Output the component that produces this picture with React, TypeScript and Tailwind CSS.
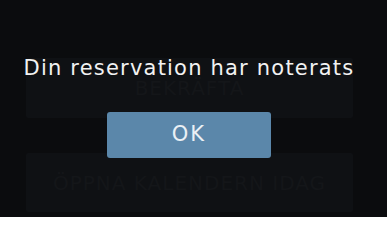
import React from "react";

export default function App() {
  return (
    <div
      className="relative w-[387px] h-[217px] overflow-hidden bg-[#0b0c0e]"
      style={{ fontFamily: '"DejaVu Sans", "Open Sans", sans-serif' }}
    >
      {/* underlying dimmed page */}
      <div className="flex flex-col gap-[35px] pl-[26px] pr-[34px] pt-[58px]">
        <div className="h-[60px] rounded-[2px] bg-[#0f1114] flex items-center justify-center text-[#141619] text-[20px] tracking-[1px]">
          BEKRÄFTA
        </div>
        <div className="h-[59px] rounded-[2px] bg-[#0f1114] flex items-center justify-center text-[#141619] text-[20px] tracking-[1px]">
          ÖPPNA KALENDERN IDAG
        </div>
      </div>

      {/* dialog overlay */}
      <div className="absolute inset-0 flex flex-col items-center pt-[55px] pl-[0px] pr-[9px]">
        <div className="text-[#f2f2f2] text-[21px] leading-[26px] tracking-[1.2px] whitespace-nowrap">
          Din reservation har noterats
        </div>
        <button className="mt-[31px] w-[164px] h-[46px] rounded-[3px] bg-[#5b87aa] text-[#eaf0f5] text-[21px] tracking-[2px] flex items-center justify-center">
          OK
        </button>
      </div>
    </div>
  );
}
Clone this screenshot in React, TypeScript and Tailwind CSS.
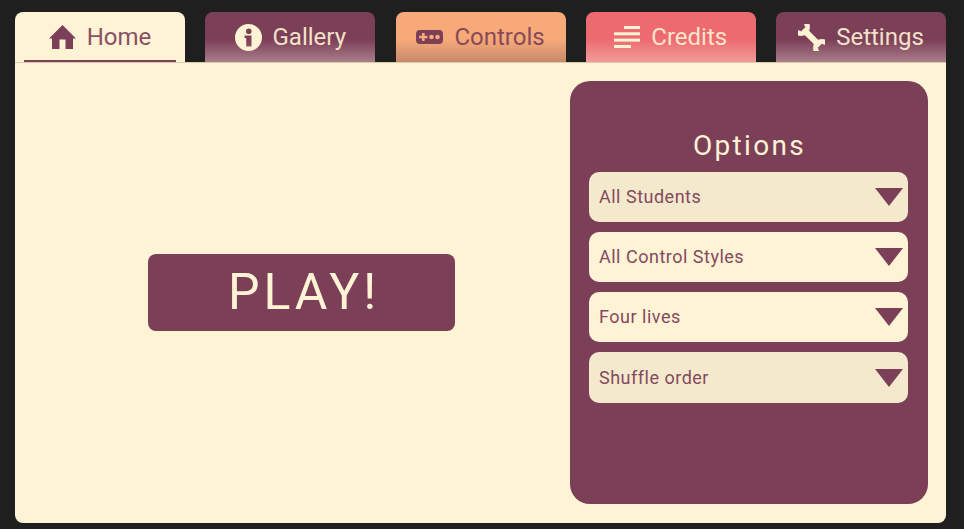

☆ ☆ ☆ ☆ ☆

■ **TASK REQUIREMENTS**: Reproduce each line from the records that contains the word "this".

■ **ANSWER TO THE PROBLEM**:
Output the component that produces this picture with React, TypeScript and Tailwind CSS.
Clone this screenshot in React, TypeScript and Tailwind CSS.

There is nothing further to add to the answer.